According to some conservative critics of the American experiment, therein lies the problem. Integralists and some communitarians generally see a straight line between Lockean natural rights thought and the absolutization of subjectivity and autonomy that marks much of America today. It ultimately gave us, so the argument goes, Justice Anthony Kennedy’s assertion in Planned Parenthood v. Casey (1992) that liberty involves the right to define reality as we see it.

Much current American political discussion is certainly characterized by the logic of “I feel or desire X, therefore I am entitled as a matter of right to X.” It is less evident to me, however, that eighteenth-century natural rights thought is a significant culprit for such non sequiturs.
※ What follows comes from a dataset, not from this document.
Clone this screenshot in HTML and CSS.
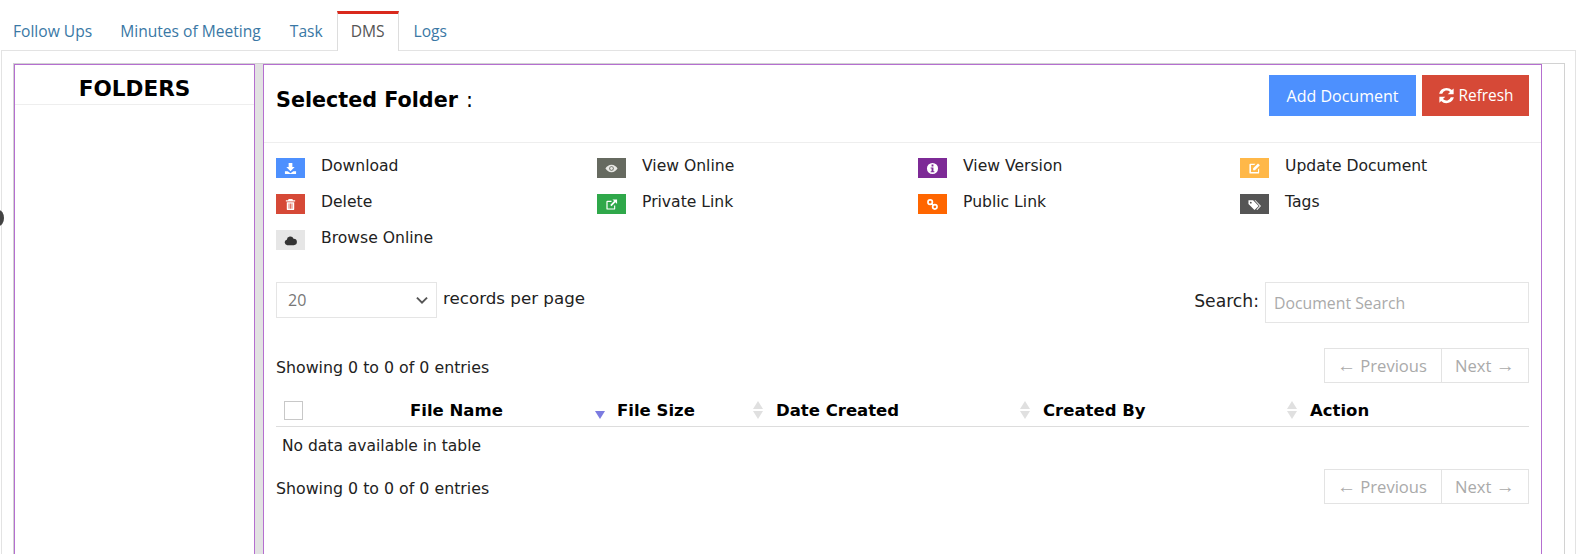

That is partly because there are so many other contenders. These range from widespread practical Nietzscheanism in the academy to the sentimental humanitarianism that has invaded so many Jewish and Christian congregations, and that increasingly functions as some Americans’ de facto religion. More importantly, theories that explain present-day problems by reference to the Founding Era’s stress on natural rights start to falter once we examine how these ideas were typically understood at the time.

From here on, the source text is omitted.